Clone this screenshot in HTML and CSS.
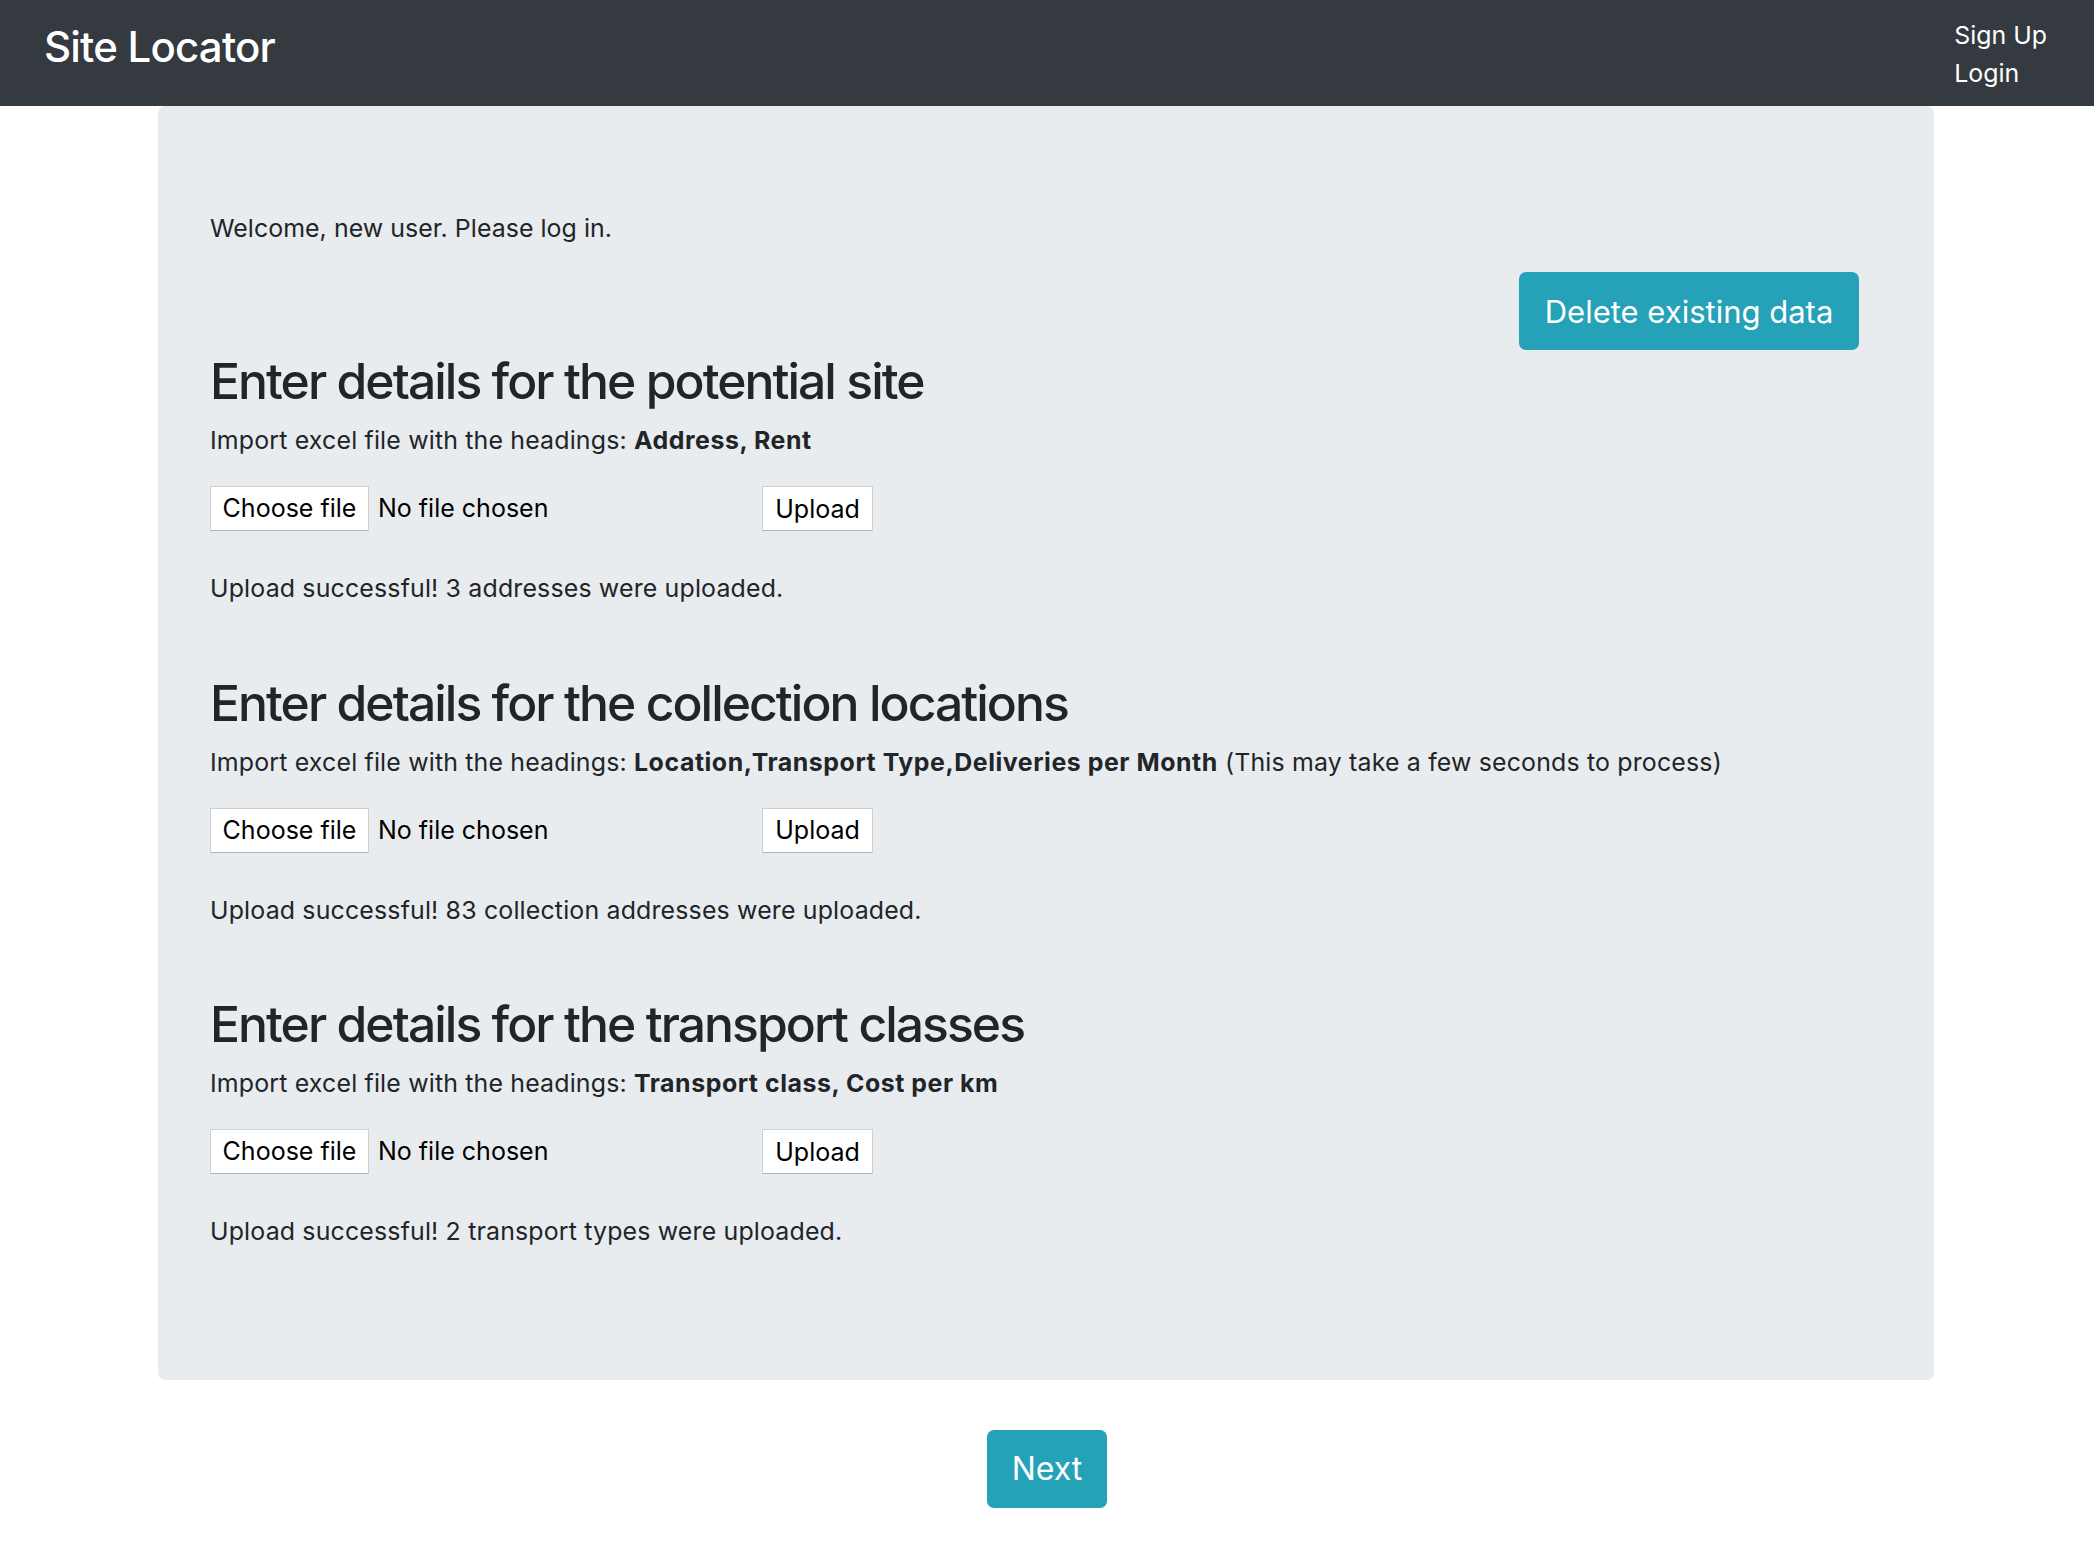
FILE: index.html
```html
<!DOCTYPE html>
<html lang="en">
<head>
<meta charset="utf-8">
<title>Site Locator</title>
<link rel="stylesheet" href="styles.css">
</head>
<body>
<header class="navbar">
  <a class="brand" href="#">Site Locator</a>
  <nav class="nav-links">
    <a href="#">Sign Up</a>
    <a href="#">Login</a>
  </nav>
</header>
<main class="jumbotron">
  <p class="welcome">Welcome, new user. Please log in.</p>
  <div class="delete-row">
    <button class="btn btn-info btn-delete">Delete existing data</button>
  </div>

  <section class="upload-section">
    <h2>Enter details for the potential site</h2>
    <p class="hint">Import excel file with the headings: <b>Address, Rent</b></p>
    <form class="upload-form">
      <div class="file-input"><span class="file-btn">Choose file</span><span class="file-name">No file chosen</span></div>
      <button type="button" class="upload-btn">Upload</button>
    </form>
    <p class="result">Upload successful! 3 addresses were uploaded.</p>
  </section>

  <section class="upload-section">
    <h2>Enter details for the collection locations</h2>
    <p class="hint">Import excel file with the headings: <b>Location,Transport Type,Deliveries per Month</b> (This may take a few seconds to process)</p>
    <form class="upload-form">
      <div class="file-input"><span class="file-btn">Choose file</span><span class="file-name">No file chosen</span></div>
      <button type="button" class="upload-btn">Upload</button>
    </form>
    <p class="result">Upload successful! 83 collection addresses were uploaded.</p>
  </section>

  <section class="upload-section">
    <h2>Enter details for the transport classes</h2>
    <p class="hint">Import excel file with the headings: <b>Transport class, Cost per km</b></p>
    <form class="upload-form">
      <div class="file-input"><span class="file-btn">Choose file</span><span class="file-name">No file chosen</span></div>
      <button type="button" class="upload-btn">Upload</button>
    </form>
    <p class="result">Upload successful! 2 transport types were uploaded.</p>
  </section>
</main>
<div class="next-row">
  <button class="btn btn-info btn-next">Next</button>
</div>
</body>
</html>
```

FILE: styles.css
```css
* { box-sizing: border-box; }

body {
  margin: 0;
  font-family: Inter, "Liberation Sans", sans-serif;
  font-size: 24.9px;
  line-height: 1.5;
  color: #212529;
  background: #fff;
}

.navbar {
  height: 106px;
  background: #343a40;
  display: flex;
  justify-content: space-between;
  align-items: center;
  padding: 0 47px 0 44px;
}

.brand {
  color: #fff;
  text-decoration: none;
  font-size: 42px;
  font-weight: 500;
  letter-spacing: -0.8px;
  line-height: 1;
  margin-top: -12px;
}

.nav-links {
  display: flex;
  flex-direction: column;
  line-height: 38px;
  margin-top: 1px;
}

.nav-links a {
  color: #fff;
  text-decoration: none;
  font-size: 24.9px;
}

.jumbotron {
  width: 1776px;
  margin: 0 0 0 158px;
  background: #e9ecef;
  border-radius: 7px;
  padding: 104px 52px 129px;
}

.jumbotron p {
  margin: 0;
  letter-spacing: 0.17px;
}

.welcome { margin-bottom: 25px !important; letter-spacing: 0.05px !important; }

.delete-row {
  display: flex;
  justify-content: flex-end;
  padding-right: 23px;
  margin-top: 4px;
}

.btn {
  border: none;
  border-radius: 7px;
  font-family: Inter, "Liberation Sans", sans-serif;
  color: #fff;
  cursor: pointer;
}

.btn-info { background: #25a2b8; }

.btn-delete {
  width: 340px;
  height: 78px;
  font-size: 31px;
  padding: 0;
}

.upload-section h2 {
  margin: 0 0 10px;
  font-size: 49.8px;
  font-weight: 500;
  line-height: 1.2;
  letter-spacing: -1.95px;
}

.upload-section:first-of-type h2 { margin-top: 2px; }

.upload-section + .upload-section { margin-top: 66px; }

.hint b {
  font-weight: 700;
  letter-spacing: 0.55px;
}

.upload-form {
  display: flex;
  align-items: center;
  margin-top: 27px;
  margin-bottom: 39px;
}

.file-input {
  width: 552px;
  display: flex;
  align-items: center;
}

.file-btn, .upload-btn {
  display: inline-flex;
  align-items: center;
  justify-content: center;
  height: 45px;
  background: #fff;
  border: 1.5px solid #cfcfcf;
  border-bottom-color: #b3b3b3;
  border-radius: 1px;
  font-family: Inter, "Liberation Sans", sans-serif;
  font-size: 25px;
  color: #000;
  padding: 0;
}

.file-btn { width: 159px; }

.file-name {
  margin-left: 9px;
  font-size: 25px;
  color: #000;
}

.upload-btn { width: 111px; }

.next-row {
  display: flex;
  justify-content: center;
  padding: 50px 0 48px;
}

.btn-next {
  width: 120px;
  height: 78px;
  font-size: 32px;
  padding: 0;
}
```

_ _ _ _

» SHORT PROBLEM
Reproduce each line exactly as it appears, omitting the pictures.

» RESPONSE
Clone this screenshot in HTML and CSS.
FILE: index.html
```html
<!DOCTYPE html>
<html lang="en">
<head>
<meta charset="utf-8">
<title>Site Locator</title>
<link rel="stylesheet" href="styles.css">
</head>
<body>
<header class="navbar">
  <a class="brand" href="#">Site Locator</a>
  <nav class="nav-links">
    <a href="#">Sign Up</a>
    <a href="#">Login</a>
  </nav>
</header>
<main class="jumbotron">
  <p class="welcome">Welcome, new user. Please log in.</p>
  <div class="delete-row">
    <button class="btn btn-info btn-delete">Delete existing data</button>
  </div>

  <section class="upload-section">
    <h2>Enter details for the potential site</h2>
    <p class="hint">Import excel file with the headings: <b>Address, Rent</b></p>
    <form class="upload-form">
      <div class="file-input"><span class="file-btn">Choose file</span><span class="file-name">No file chosen</span></div>
      <button type="button" class="upload-btn">Upload</button>
    </form>
    <p class="result">Upload successful! 3 addresses were uploaded.</p>
  </section>

  <section class="upload-section">
    <h2>Enter details for the collection locations</h2>
    <p class="hint">Import excel file with the headings: <b>Location,Transport Type,Deliveries per Month</b> (This may take a few seconds to process)</p>
    <form class="upload-form">
      <div class="file-input"><span class="file-btn">Choose file</span><span class="file-name">No file chosen</span></div>
      <button type="button" class="upload-btn">Upload</button>
    </form>
    <p class="result">Upload successful! 83 collection addresses were uploaded.</p>
  </section>

  <section class="upload-section">
    <h2>Enter details for the transport classes</h2>
    <p class="hint">Import excel file with the headings: <b>Transport class, Cost per km</b></p>
    <form class="upload-form">
      <div class="file-input"><span class="file-btn">Choose file</span><span class="file-name">No file chosen</span></div>
      <button type="button" class="upload-btn">Upload</button>
    </form>
    <p class="result">Upload successful! 2 transport types were uploaded.</p>
  </section>
</main>
<div class="next-row">
  <button class="btn btn-info btn-next">Next</button>
</div>
</body>
</html>
```

FILE: styles.css
```css
* { box-sizing: border-box; }

body {
  margin: 0;
  font-family: Inter, "Liberation Sans", sans-serif;
  font-size: 24.9px;
  line-height: 1.5;
  color: #212529;
  background: #fff;
}

.navbar {
  height: 106px;
  background: #343a40;
  display: flex;
  justify-content: space-between;
  align-items: center;
  padding: 0 47px 0 44px;
}

.brand {
  color: #fff;
  text-decoration: none;
  font-size: 42px;
  font-weight: 500;
  letter-spacing: -0.8px;
  line-height: 1;
  margin-top: -12px;
}

.nav-links {
  display: flex;
  flex-direction: column;
  line-height: 38px;
  margin-top: 1px;
}

.nav-links a {
  color: #fff;
  text-decoration: none;
  font-size: 24.9px;
}

.jumbotron {
  width: 1776px;
  margin: 0 0 0 158px;
  background: #e9ecef;
  border-radius: 7px;
  padding: 104px 52px 129px;
}

.jumbotron p {
  margin: 0;
  letter-spacing: 0.17px;
}

.welcome { margin-bottom: 25px !important; letter-spacing: 0.05px !important; }

.delete-row {
  display: flex;
  justify-content: flex-end;
  padding-right: 23px;
  margin-top: 4px;
}

.btn {
  border: none;
  border-radius: 7px;
  font-family: Inter, "Liberation Sans", sans-serif;
  color: #fff;
  cursor: pointer;
}

.btn-info { background: #25a2b8; }

.btn-delete {
  width: 340px;
  height: 78px;
  font-size: 31px;
  padding: 0;
}

.upload-section h2 {
  margin: 0 0 10px;
  font-size: 49.8px;
  font-weight: 500;
  line-height: 1.2;
  letter-spacing: -1.95px;
}

.upload-section:first-of-type h2 { margin-top: 2px; }

.upload-section + .upload-section { margin-top: 66px; }

.hint b {
  font-weight: 700;
  letter-spacing: 0.55px;
}

.upload-form {
  display: flex;
  align-items: center;
  margin-top: 27px;
  margin-bottom: 39px;
}

.file-input {
  width: 552px;
  display: flex;
  align-items: center;
}

.file-btn, .upload-btn {
  display: inline-flex;
  align-items: center;
  justify-content: center;
  height: 45px;
  background: #fff;
  border: 1.5px solid #cfcfcf;
  border-bottom-color: #b3b3b3;
  border-radius: 1px;
  font-family: Inter, "Liberation Sans", sans-serif;
  font-size: 25px;
  color: #000;
  padding: 0;
}

.file-btn { width: 159px; }

.file-name {
  margin-left: 9px;
  font-size: 25px;
  color: #000;
}

.upload-btn { width: 111px; }

.next-row {
  display: flex;
  justify-content: center;
  padding: 50px 0 48px;
}

.btn-next {
  width: 120px;
  height: 78px;
  font-size: 32px;
  padding: 0;
}
```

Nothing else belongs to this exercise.